- **DESCRIPTION OF THE TASK**:
Copy out all the data, word for word.

- **DATA SEGMENT**:
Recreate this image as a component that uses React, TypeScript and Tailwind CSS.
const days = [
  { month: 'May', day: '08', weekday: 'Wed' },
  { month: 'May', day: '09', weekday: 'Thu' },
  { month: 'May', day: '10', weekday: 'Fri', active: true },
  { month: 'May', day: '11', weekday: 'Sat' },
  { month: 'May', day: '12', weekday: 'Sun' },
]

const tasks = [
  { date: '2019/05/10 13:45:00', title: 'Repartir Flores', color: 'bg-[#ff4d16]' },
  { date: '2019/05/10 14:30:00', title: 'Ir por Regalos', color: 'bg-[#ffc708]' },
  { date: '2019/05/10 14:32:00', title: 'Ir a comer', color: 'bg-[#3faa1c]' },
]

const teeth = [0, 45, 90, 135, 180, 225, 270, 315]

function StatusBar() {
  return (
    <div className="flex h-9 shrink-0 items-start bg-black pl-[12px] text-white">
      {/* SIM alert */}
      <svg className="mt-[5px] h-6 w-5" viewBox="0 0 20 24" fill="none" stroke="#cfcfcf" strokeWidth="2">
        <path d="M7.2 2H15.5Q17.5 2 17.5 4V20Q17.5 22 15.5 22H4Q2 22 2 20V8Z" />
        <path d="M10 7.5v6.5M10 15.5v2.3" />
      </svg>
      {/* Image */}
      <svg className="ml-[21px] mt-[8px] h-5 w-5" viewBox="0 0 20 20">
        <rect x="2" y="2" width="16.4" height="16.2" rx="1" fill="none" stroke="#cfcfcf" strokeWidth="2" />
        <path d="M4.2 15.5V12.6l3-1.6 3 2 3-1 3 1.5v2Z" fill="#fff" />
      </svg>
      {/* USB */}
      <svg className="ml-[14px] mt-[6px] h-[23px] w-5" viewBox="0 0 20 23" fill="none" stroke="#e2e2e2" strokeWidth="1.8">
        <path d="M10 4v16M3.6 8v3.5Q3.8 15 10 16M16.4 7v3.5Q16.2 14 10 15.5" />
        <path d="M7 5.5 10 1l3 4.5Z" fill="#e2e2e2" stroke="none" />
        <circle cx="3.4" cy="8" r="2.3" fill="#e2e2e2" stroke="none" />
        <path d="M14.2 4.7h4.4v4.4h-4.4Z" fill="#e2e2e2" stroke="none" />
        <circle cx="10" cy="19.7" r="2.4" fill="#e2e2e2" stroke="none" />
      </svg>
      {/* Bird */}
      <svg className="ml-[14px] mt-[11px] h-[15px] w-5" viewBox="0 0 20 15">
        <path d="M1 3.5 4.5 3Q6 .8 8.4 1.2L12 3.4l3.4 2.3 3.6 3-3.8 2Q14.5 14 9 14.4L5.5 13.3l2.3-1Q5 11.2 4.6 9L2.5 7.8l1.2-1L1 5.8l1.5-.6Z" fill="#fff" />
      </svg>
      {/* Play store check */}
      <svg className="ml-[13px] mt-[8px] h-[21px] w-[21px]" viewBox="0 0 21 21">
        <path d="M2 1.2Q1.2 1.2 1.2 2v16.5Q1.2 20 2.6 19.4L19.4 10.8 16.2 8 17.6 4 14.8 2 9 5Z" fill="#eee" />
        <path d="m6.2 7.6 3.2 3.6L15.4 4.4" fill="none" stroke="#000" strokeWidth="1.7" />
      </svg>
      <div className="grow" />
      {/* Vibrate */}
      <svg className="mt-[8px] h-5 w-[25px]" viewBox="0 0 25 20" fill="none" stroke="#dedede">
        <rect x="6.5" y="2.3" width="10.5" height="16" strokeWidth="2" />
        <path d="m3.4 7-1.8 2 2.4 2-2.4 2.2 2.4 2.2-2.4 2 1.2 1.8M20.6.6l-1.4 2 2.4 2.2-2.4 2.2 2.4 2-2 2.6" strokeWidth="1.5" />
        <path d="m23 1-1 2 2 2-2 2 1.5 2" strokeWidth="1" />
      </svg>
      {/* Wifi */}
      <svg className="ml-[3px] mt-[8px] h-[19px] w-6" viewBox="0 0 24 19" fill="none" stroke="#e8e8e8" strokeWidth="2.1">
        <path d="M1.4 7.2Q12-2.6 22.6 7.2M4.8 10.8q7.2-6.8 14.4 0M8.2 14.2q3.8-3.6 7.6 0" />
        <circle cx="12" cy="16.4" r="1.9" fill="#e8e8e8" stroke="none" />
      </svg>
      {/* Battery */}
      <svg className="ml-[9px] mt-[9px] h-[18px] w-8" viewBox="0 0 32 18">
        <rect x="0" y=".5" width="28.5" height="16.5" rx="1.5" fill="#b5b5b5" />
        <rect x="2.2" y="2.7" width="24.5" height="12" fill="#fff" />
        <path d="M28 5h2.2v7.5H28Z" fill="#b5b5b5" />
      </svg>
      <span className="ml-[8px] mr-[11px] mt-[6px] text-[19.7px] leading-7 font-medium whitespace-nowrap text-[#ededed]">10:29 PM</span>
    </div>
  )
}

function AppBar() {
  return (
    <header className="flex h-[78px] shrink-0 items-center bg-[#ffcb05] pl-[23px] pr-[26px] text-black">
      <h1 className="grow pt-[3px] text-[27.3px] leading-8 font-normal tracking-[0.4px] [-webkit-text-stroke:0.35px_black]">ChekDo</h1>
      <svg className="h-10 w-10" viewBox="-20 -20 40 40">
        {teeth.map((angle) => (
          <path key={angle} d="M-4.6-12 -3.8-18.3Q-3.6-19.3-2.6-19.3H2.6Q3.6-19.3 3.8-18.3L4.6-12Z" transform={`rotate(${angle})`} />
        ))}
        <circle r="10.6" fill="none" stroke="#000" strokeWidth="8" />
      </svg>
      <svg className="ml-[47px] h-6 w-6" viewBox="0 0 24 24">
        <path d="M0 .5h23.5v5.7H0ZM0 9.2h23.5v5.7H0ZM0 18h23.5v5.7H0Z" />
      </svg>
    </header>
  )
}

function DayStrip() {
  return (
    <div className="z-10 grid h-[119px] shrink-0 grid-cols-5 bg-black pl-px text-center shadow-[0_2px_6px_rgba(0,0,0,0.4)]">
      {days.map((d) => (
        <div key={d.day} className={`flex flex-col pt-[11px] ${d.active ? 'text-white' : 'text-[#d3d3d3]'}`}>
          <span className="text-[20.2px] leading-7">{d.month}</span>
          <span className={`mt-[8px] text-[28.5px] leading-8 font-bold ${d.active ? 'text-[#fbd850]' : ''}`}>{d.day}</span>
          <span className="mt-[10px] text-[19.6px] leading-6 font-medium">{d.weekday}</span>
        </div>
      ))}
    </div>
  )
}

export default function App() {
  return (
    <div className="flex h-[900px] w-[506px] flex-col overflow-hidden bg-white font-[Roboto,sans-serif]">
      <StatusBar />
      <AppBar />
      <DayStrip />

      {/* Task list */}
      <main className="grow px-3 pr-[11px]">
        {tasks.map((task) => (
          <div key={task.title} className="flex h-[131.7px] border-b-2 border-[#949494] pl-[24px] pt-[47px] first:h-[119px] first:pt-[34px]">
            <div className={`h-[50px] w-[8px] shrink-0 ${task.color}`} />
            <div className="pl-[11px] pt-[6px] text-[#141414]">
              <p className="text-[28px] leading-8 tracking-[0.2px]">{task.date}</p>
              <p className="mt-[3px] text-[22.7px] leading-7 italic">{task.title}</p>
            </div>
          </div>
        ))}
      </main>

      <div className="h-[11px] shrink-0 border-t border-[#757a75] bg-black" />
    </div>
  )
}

- **COMPLETED EXERCISE**:
Recreate this image as a component that uses React, TypeScript and Tailwind CSS.
const days = [
  { month: 'May', day: '08', weekday: 'Wed' },
  { month: 'May', day: '09', weekday: 'Thu' },
  { month: 'May', day: '10', weekday: 'Fri', active: true },
  { month: 'May', day: '11', weekday: 'Sat' },
  { month: 'May', day: '12', weekday: 'Sun' },
]

const tasks = [
  { date: '2019/05/10 13:45:00', title: 'Repartir Flores', color: 'bg-[#ff4d16]' },
  { date: '2019/05/10 14:30:00', title: 'Ir por Regalos', color: 'bg-[#ffc708]' },
  { date: '2019/05/10 14:32:00', title: 'Ir a comer', color: 'bg-[#3faa1c]' },
]

const teeth = [0, 45, 90, 135, 180, 225, 270, 315]

function StatusBar() {
  return (
    <div className="flex h-9 shrink-0 items-start bg-black pl-[12px] text-white">
      {/* SIM alert */}
      <svg className="mt-[5px] h-6 w-5" viewBox="0 0 20 24" fill="none" stroke="#cfcfcf" strokeWidth="2">
        <path d="M7.2 2H15.5Q17.5 2 17.5 4V20Q17.5 22 15.5 22H4Q2 22 2 20V8Z" />
        <path d="M10 7.5v6.5M10 15.5v2.3" />
      </svg>
      {/* Image */}
      <svg className="ml-[21px] mt-[8px] h-5 w-5" viewBox="0 0 20 20">
        <rect x="2" y="2" width="16.4" height="16.2" rx="1" fill="none" stroke="#cfcfcf" strokeWidth="2" />
        <path d="M4.2 15.5V12.6l3-1.6 3 2 3-1 3 1.5v2Z" fill="#fff" />
      </svg>
      {/* USB */}
      <svg className="ml-[14px] mt-[6px] h-[23px] w-5" viewBox="0 0 20 23" fill="none" stroke="#e2e2e2" strokeWidth="1.8">
        <path d="M10 4v16M3.6 8v3.5Q3.8 15 10 16M16.4 7v3.5Q16.2 14 10 15.5" />
        <path d="M7 5.5 10 1l3 4.5Z" fill="#e2e2e2" stroke="none" />
        <circle cx="3.4" cy="8" r="2.3" fill="#e2e2e2" stroke="none" />
        <path d="M14.2 4.7h4.4v4.4h-4.4Z" fill="#e2e2e2" stroke="none" />
        <circle cx="10" cy="19.7" r="2.4" fill="#e2e2e2" stroke="none" />
      </svg>
      {/* Bird */}
      <svg className="ml-[14px] mt-[11px] h-[15px] w-5" viewBox="0 0 20 15">
        <path d="M1 3.5 4.5 3Q6 .8 8.4 1.2L12 3.4l3.4 2.3 3.6 3-3.8 2Q14.5 14 9 14.4L5.5 13.3l2.3-1Q5 11.2 4.6 9L2.5 7.8l1.2-1L1 5.8l1.5-.6Z" fill="#fff" />
      </svg>
      {/* Play store check */}
      <svg className="ml-[13px] mt-[8px] h-[21px] w-[21px]" viewBox="0 0 21 21">
        <path d="M2 1.2Q1.2 1.2 1.2 2v16.5Q1.2 20 2.6 19.4L19.4 10.8 16.2 8 17.6 4 14.8 2 9 5Z" fill="#eee" />
        <path d="m6.2 7.6 3.2 3.6L15.4 4.4" fill="none" stroke="#000" strokeWidth="1.7" />
      </svg>
      <div className="grow" />
      {/* Vibrate */}
      <svg className="mt-[8px] h-5 w-[25px]" viewBox="0 0 25 20" fill="none" stroke="#dedede">
        <rect x="6.5" y="2.3" width="10.5" height="16" strokeWidth="2" />
        <path d="m3.4 7-1.8 2 2.4 2-2.4 2.2 2.4 2.2-2.4 2 1.2 1.8M20.6.6l-1.4 2 2.4 2.2-2.4 2.2 2.4 2-2 2.6" strokeWidth="1.5" />
        <path d="m23 1-1 2 2 2-2 2 1.5 2" strokeWidth="1" />
      </svg>
      {/* Wifi */}
      <svg className="ml-[3px] mt-[8px] h-[19px] w-6" viewBox="0 0 24 19" fill="none" stroke="#e8e8e8" strokeWidth="2.1">
        <path d="M1.4 7.2Q12-2.6 22.6 7.2M4.8 10.8q7.2-6.8 14.4 0M8.2 14.2q3.8-3.6 7.6 0" />
        <circle cx="12" cy="16.4" r="1.9" fill="#e8e8e8" stroke="none" />
      </svg>
      {/* Battery */}
      <svg className="ml-[9px] mt-[9px] h-[18px] w-8" viewBox="0 0 32 18">
        <rect x="0" y=".5" width="28.5" height="16.5" rx="1.5" fill="#b5b5b5" />
        <rect x="2.2" y="2.7" width="24.5" height="12" fill="#fff" />
        <path d="M28 5h2.2v7.5H28Z" fill="#b5b5b5" />
      </svg>
      <span className="ml-[8px] mr-[11px] mt-[6px] text-[19.7px] leading-7 font-medium whitespace-nowrap text-[#ededed]">10:29 PM</span>
    </div>
  )
}

function AppBar() {
  return (
    <header className="flex h-[78px] shrink-0 items-center bg-[#ffcb05] pl-[23px] pr-[26px] text-black">
      <h1 className="grow pt-[3px] text-[27.3px] leading-8 font-normal tracking-[0.4px] [-webkit-text-stroke:0.35px_black]">ChekDo</h1>
      <svg className="h-10 w-10" viewBox="-20 -20 40 40">
        {teeth.map((angle) => (
          <path key={angle} d="M-4.6-12 -3.8-18.3Q-3.6-19.3-2.6-19.3H2.6Q3.6-19.3 3.8-18.3L4.6-12Z" transform={`rotate(${angle})`} />
        ))}
        <circle r="10.6" fill="none" stroke="#000" strokeWidth="8" />
      </svg>
      <svg className="ml-[47px] h-6 w-6" viewBox="0 0 24 24">
        <path d="M0 .5h23.5v5.7H0ZM0 9.2h23.5v5.7H0ZM0 18h23.5v5.7H0Z" />
      </svg>
    </header>
  )
}

function DayStrip() {
  return (
    <div className="z-10 grid h-[119px] shrink-0 grid-cols-5 bg-black pl-px text-center shadow-[0_2px_6px_rgba(0,0,0,0.4)]">
      {days.map((d) => (
        <div key={d.day} className={`flex flex-col pt-[11px] ${d.active ? 'text-white' : 'text-[#d3d3d3]'}`}>
          <span className="text-[20.2px] leading-7">{d.month}</span>
          <span className={`mt-[8px] text-[28.5px] leading-8 font-bold ${d.active ? 'text-[#fbd850]' : ''}`}>{d.day}</span>
          <span className="mt-[10px] text-[19.6px] leading-6 font-medium">{d.weekday}</span>
        </div>
      ))}
    </div>
  )
}

export default function App() {
  return (
    <div className="flex h-[900px] w-[506px] flex-col overflow-hidden bg-white font-[Roboto,sans-serif]">
      <StatusBar />
      <AppBar />
      <DayStrip />

      {/* Task list */}
      <main className="grow px-3 pr-[11px]">
        {tasks.map((task) => (
          <div key={task.title} className="flex h-[131.7px] border-b-2 border-[#949494] pl-[24px] pt-[47px] first:h-[119px] first:pt-[34px]">
            <div className={`h-[50px] w-[8px] shrink-0 ${task.color}`} />
            <div className="pl-[11px] pt-[6px] text-[#141414]">
              <p className="text-[28px] leading-8 tracking-[0.2px]">{task.date}</p>
              <p className="mt-[3px] text-[22.7px] leading-7 italic">{task.title}</p>
            </div>
          </div>
        ))}
      </main>

      <div className="h-[11px] shrink-0 border-t border-[#757a75] bg-black" />
    </div>
  )
}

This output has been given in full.